Does the description disclose side effects, auth requirements, rate limits, or destructive behavior?

With no annotations provided, the description carries the full burden of behavioral disclosure. It states the tool updates a finding status but lacks critical details: whether this requires specific permissions, if the change is reversible, what side effects occur (e.g., notifications, audit trails), or rate limits. For a mutation tool, this is a significant gap in transparency.

Agents need to know what a tool does to the world before calling it. Descriptions should go beyond structured annotations to explain consequences.

Conciseness5/5

Is the description appropriately sized, front-loaded, and free of redundancy?

The description is a single, direct sentence with zero wasted words, efficiently conveying the core action. It's appropriately front-loaded and avoids unnecessary elaboration, making it easy to parse quickly.

Shorter descriptions cost fewer tokens and are easier for agents to parse. Every sentence should earn its place.

Completeness2/5

Given the tool's complexity, does the description cover enough for an agent to succeed on first attempt?
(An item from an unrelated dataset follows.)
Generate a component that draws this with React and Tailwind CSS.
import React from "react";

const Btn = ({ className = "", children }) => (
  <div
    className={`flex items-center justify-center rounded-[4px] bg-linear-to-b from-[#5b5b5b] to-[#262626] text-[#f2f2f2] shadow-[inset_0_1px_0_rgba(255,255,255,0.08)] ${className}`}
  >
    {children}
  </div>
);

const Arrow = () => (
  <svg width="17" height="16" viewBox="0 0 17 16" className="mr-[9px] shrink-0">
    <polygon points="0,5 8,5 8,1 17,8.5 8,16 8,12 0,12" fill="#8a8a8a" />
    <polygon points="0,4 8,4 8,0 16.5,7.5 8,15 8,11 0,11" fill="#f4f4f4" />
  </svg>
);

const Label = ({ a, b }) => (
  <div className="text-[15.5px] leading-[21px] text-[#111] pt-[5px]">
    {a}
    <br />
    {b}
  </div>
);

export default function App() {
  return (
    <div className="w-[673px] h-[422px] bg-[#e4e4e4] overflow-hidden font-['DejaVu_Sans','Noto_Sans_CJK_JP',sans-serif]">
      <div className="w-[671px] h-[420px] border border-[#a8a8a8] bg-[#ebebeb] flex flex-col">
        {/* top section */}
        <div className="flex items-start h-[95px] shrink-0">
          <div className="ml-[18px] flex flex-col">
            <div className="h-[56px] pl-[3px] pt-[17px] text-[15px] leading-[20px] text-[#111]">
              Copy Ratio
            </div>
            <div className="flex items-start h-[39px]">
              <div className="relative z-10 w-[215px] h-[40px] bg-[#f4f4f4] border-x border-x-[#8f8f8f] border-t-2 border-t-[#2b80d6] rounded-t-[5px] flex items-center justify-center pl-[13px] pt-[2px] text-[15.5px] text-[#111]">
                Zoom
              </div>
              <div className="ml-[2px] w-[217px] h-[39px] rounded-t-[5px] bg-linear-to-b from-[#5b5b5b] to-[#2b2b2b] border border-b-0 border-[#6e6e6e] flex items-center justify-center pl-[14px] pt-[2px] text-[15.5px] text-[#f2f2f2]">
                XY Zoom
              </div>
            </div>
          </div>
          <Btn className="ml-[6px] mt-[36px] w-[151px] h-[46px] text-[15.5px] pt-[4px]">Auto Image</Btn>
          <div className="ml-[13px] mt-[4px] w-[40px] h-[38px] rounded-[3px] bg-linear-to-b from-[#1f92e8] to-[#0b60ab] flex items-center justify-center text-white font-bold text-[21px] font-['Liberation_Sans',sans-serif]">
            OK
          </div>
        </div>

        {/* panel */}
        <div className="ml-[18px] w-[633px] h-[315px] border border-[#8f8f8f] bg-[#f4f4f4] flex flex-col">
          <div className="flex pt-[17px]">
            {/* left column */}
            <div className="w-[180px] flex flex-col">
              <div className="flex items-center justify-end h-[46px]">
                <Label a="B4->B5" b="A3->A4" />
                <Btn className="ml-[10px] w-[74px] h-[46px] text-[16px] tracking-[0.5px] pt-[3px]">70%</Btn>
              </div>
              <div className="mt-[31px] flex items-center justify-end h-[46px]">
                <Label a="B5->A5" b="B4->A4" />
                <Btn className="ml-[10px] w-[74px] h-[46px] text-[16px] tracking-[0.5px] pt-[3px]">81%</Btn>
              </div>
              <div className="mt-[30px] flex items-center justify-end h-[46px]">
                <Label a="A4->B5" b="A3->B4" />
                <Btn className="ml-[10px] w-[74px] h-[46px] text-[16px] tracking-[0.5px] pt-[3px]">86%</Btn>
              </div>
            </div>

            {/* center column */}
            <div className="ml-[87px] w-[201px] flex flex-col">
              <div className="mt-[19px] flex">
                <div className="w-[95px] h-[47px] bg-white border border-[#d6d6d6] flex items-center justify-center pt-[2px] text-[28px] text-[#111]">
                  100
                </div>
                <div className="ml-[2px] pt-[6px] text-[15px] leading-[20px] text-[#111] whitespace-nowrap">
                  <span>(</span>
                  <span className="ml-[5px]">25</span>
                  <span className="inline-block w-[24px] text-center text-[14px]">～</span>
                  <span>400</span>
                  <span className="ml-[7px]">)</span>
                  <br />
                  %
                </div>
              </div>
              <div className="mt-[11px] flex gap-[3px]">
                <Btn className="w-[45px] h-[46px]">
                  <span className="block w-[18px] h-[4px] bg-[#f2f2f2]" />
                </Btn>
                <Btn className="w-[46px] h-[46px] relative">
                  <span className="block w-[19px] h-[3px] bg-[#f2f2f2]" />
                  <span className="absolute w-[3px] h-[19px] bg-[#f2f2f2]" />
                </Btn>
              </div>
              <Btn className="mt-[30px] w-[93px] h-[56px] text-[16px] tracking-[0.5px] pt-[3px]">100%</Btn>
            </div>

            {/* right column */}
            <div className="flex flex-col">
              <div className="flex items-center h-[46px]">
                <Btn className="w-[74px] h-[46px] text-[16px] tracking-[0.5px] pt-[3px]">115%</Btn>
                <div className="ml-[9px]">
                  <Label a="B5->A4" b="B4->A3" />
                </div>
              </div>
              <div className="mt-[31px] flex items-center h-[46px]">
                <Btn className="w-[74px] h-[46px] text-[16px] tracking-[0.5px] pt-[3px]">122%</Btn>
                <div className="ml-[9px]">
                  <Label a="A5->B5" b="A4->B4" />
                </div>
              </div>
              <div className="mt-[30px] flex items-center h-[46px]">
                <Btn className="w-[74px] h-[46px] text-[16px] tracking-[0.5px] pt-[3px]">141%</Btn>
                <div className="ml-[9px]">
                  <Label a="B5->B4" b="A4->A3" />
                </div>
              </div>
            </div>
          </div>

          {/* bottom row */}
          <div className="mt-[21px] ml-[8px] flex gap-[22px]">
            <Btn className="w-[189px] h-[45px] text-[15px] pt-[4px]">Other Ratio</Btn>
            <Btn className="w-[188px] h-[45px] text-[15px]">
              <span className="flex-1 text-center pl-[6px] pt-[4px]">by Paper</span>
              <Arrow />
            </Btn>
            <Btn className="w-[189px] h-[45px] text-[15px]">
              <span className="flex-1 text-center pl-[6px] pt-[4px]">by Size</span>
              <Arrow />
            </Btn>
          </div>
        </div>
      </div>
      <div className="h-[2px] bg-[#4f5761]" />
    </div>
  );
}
For a mutation tool with no annotations and no output schema, the description is incomplete. It doesn't address behavioral aspects like permissions, side effects, or response format, nor does it guide usage relative to sibling tools. This leaves the agent with insufficient context for safe and effective invocation.

Complex tools with many parameters or behaviors need more documentation. Simple tools need less. This dimension scales expectations accordingly.

Parameters3/5

Does the description clarify parameter syntax, constraints, interactions, or defaults beyond what the schema provides?

The input schema has 100% description coverage, clearly documenting both parameters ('id' and 'status' with enum values). The description adds no additional semantic context beyond what the schema provides, such as format examples for 'id' or implications of status choices. This meets the baseline for high schema coverage.

Input schemas describe structure but not intent. Descriptions should explain non-obvious parameter relationships and valid value ranges.

Purpose4/5

Does the description clearly state what the tool does and how it differs from similar tools?

The description clearly states the action ('Update') and the resource ('security finding status'), making the purpose immediately understandable. However, it doesn't differentiate this tool from potential sibling tools that might also modify security findings, such as those that could update other attributes beyond status.

Agents choose between tools based on descriptions. A clear purpose with a specific verb and resource helps agents select the right tool.

Usage Guidelines2/5

Does the description explain when to use this tool, when not to, or what alternatives exist?

The description provides no guidance on when to use this tool versus alternatives. Given the sibling tools include 'list_security_findings' and 'mark_inbox_item_as_false_positive', there's no indication of prerequisites, sequencing, or contextual triggers for status updates, leaving usage ambiguous.

Agents often have multiple tools that could apply. Explicit usage guidance like "use X instead of Y when Z" prevents misuse.